§ What the task requires: Everything from the first line down to the line containing "const Sep = ()" is to be retyped exactly, both ends included, with pictures left out.

● ● ●

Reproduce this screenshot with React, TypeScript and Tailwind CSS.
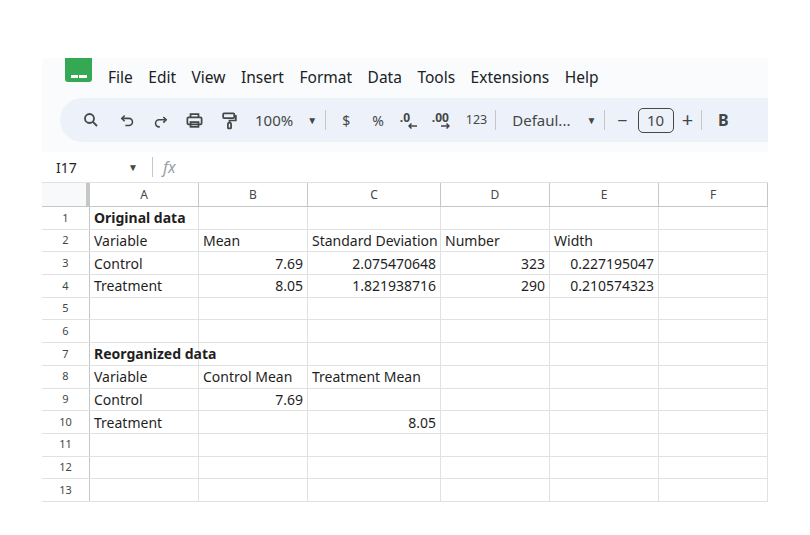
import React from "react";

const cols = [
  { k: "A", w: 109 },
  { k: "B", w: 109 },
  { k: "C", w: 133 },
  { k: "D", w: 109 },
  { k: "E", w: 109 },
  { k: "F", w: 109 },
];

type Cell = { t: string; r?: boolean; b?: boolean };
const rows: Cell[][] = [
  [{ t: "Original data", b: true }],
  [{ t: "Variable" }, { t: "Mean" }, { t: "Standard Deviation" }, { t: "Number" }, { t: "Width" }],
  [{ t: "Control" }, { t: "7.69", r: true }, { t: "2.075470648", r: true }, { t: "323", r: true }, { t: "0.227195047", r: true }],
  [{ t: "Treatment" }, { t: "8.05", r: true }, { t: "1.821938716", r: true }, { t: "290", r: true }, { t: "0.210574323", r: true }],
  [],
  [],
  [{ t: "Reorganized data", b: true }],
  [{ t: "Variable" }, { t: "Control Mean" }, { t: "Treatment Mean" }],
  [{ t: "Control" }, { t: "7.69", r: true }],
  [{ t: "Treatment" }, { t: "" }, { t: "8.05", r: true }],
  [],
  [],
  [],
];

const Sep = () => <div className="w-px h-5 bg-[#c7c7c7] mx-2" />;

export default function App() {
  return (
    <div className="w-[810px] h-[535px] bg-white overflow-hidden font-['Roboto'] text-[#1f1f1f]">
      <div className="ml-[42px] w-[726px] mt-[58px] bg-[#f9fbfd]">
        <div className="h-[40px] flex items-center">
          <div className="ml-[23px] w-[27px] h-[24px] -mt-4 bg-[#34a853] rounded-b-[3px] flex items-end justify-center pb-1">
            <div className="grid grid-cols-2 gap-px w-[16px]">
              <div className="h-[3px] bg-white" />
              <div className="h-[3px] bg-white" />
            </div>
          </div>
          <div className="flex gap-[15.5px] ml-[16px] text-[15.5px] text-[#202124]">
            {["File", "Edit", "View", "Insert", "Format", "Data", "Tools", "Extensions", "Help"].map((m) => (
              <span key={m}>{m}</span>
            ))}
          </div>
        </div>
        <div className="h-[44px] ml-[18px] bg-[#edf2fa] rounded-l-full flex items-center pl-[22px] text-[#444746]">
          <svg width="18" height="18" viewBox="0 0 24 24" fill="none" stroke="#444746" strokeWidth="2.4"><circle cx="10" cy="10" r="6" /><path d="M14.5 14.5 20 20" /></svg>
          <svg className="ml-[19px]" width="17" height="17" viewBox="0 0 24 24" fill="none" stroke="#444746" strokeWidth="2.2"><path d="M8 5 4 9l4 4" /><path d="M4 9h10a5 5 0 0 1 0 10h-5" /></svg>
          <svg className="ml-[16px]" width="17" height="17" viewBox="0 0 24 24" fill="none" stroke="#444746" strokeWidth="2.2"><path d="m16 7 4 4-4 4" /><path d="M20 11H10a5 5 0 0 0 0 10h1" /></svg>
          <svg className="ml-[16px]" width="19" height="19" viewBox="0 0 24 24" fill="none" stroke="#444746" strokeWidth="2.2"><path d="M7 8V4h10v4" /><rect x="3" y="8" width="18" height="9" rx="1.5" /><rect x="7" y="14" width="10" height="6" /></svg>
          <svg className="ml-[16px]" width="19" height="19" viewBox="0 0 24 24" fill="none" stroke="#444746" strokeWidth="2.2"><rect x="4" y="3" width="14" height="6" rx="1" /><path d="M18 6h2v6h-8v3" /><rect x="10" y="15" width="4" height="7" rx="1" /></svg>
          <span className="ml-[16px] text-[15px]">100%</span>
          <span className="ml-[14px] text-[10px]">▼</span>
          <Sep />
          <span className="ml-[8px] text-[14px]">$</span>
          <span className="ml-[22px] text-[14px]">%</span>
          <span className="ml-[16px] w-[20px] text-[12px] font-bold leading-none relative -mt-1">.0
            <svg className="absolute left-[8px] top-[11px]" width="10" height="6" viewBox="0 0 10 6" fill="none" stroke="#444746" strokeWidth="1.5"><path d="M9 3H1M3.5 0.5 1 3l2.5 2.5" /></svg>
          </span>
          <span className="ml-[12px] w-[24px] text-[12px] font-bold leading-none relative -mt-1">.00
            <svg className="absolute left-[8px] top-[11px]" width="10" height="6" viewBox="0 0 10 6" fill="none" stroke="#444746" strokeWidth="1.5"><path d="M1 3h8M6.5 0.5 9 3 6.5 5.5" /></svg>
          </span>
          <span className="ml-[10px] text-[12.5px]">123</span>
          <Sep />
          <span className="ml-[8px] text-[15px]">Defaul...</span>
          <span className="ml-[16px] text-[10px]">▼</span>
          <Sep />
          <span className="ml-[4px] text-[18px] leading-none">−</span>
          <div className="ml-[10px] w-[36px] h-[25px] border border-[#444746] rounded-[5px] flex items-center justify-center text-[15px]">10</div>
          <span className="ml-[8px] text-[20px] leading-none">+</span>
          <Sep />
          <span className="ml-[8px] text-[16px] font-bold">B</span>
        </div>
        <div className="h-[10px]" />
      </div>
      <div className="ml-[42px] w-[726px] h-[30px] flex items-center text-[14px]">
        <span className="ml-[14px] w-[72px]">I17</span>
        <span className="text-[10px] text-[#444746]">▼</span>
        <div className="w-px h-5 bg-[#c7c7c7] ml-[14px]" />
        <span className="ml-[10px] italic text-[#9aa0a6] font-['Liberation_Serif'] text-[16px]">fx</span>
      </div>
      <div className="ml-[42px] w-[726px] text-[14px] font-['Liberation_Sans']">
        <div className="flex h-[25px] border-t border-[#e1e1e1] border-b border-b-[#c4c7c5]">
          <div className="w-[48px] bg-[#f8f9fa] border-r-4 border-[#c4c7c5]" />
          {cols.map((c) => (
            <div key={c.k} style={{ width: c.w }} className="border-r border-[#c4c7c5] flex items-center justify-center text-[12px] text-[#444746]">
              {c.k}
            </div>
          ))}
        </div>
        {rows.map((r, i) => (
          <div key={i} className="flex h-[22.7px] border-b border-[#e1e1e1]">
            <div className="w-[48px] border-r border-[#c4c7c5] flex items-center justify-center text-[11px] text-[#444746]">{i + 1}</div>
            {cols.map((c, j) => {
              const cell = r[j];
              return (
                <div
                  key={c.k}
                  style={{ width: c.w }}
                  className={`border-r border-[#e1e1e1] flex items-center px-[4px] whitespace-nowrap overflow-visible ${cell?.r ? "justify-end" : ""} ${cell?.b ? "font-bold" : ""}`}
                >
                  {cell?.t}
                </div>
              );
            })}
          </div>
        ))}
      </div>
    </div>
  );
}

● ● ●

§ Full answer:
Reproduce this screenshot with React, TypeScript and Tailwind CSS.
import React from "react";

const cols = [
  { k: "A", w: 109 },
  { k: "B", w: 109 },
  { k: "C", w: 133 },
  { k: "D", w: 109 },
  { k: "E", w: 109 },
  { k: "F", w: 109 },
];

type Cell = { t: string; r?: boolean; b?: boolean };
const rows: Cell[][] = [
  [{ t: "Original data", b: true }],
  [{ t: "Variable" }, { t: "Mean" }, { t: "Standard Deviation" }, { t: "Number" }, { t: "Width" }],
  [{ t: "Control" }, { t: "7.69", r: true }, { t: "2.075470648", r: true }, { t: "323", r: true }, { t: "0.227195047", r: true }],
  [{ t: "Treatment" }, { t: "8.05", r: true }, { t: "1.821938716", r: true }, { t: "290", r: true }, { t: "0.210574323", r: true }],
  [],
  [],
  [{ t: "Reorganized data", b: true }],
  [{ t: "Variable" }, { t: "Control Mean" }, { t: "Treatment Mean" }],
  [{ t: "Control" }, { t: "7.69", r: true }],
  [{ t: "Treatment" }, { t: "" }, { t: "8.05", r: true }],
  [],
  [],
  [],
];

const Sep = () => <div className="w-px h-5 bg-[#c7c7c7] mx-2" />;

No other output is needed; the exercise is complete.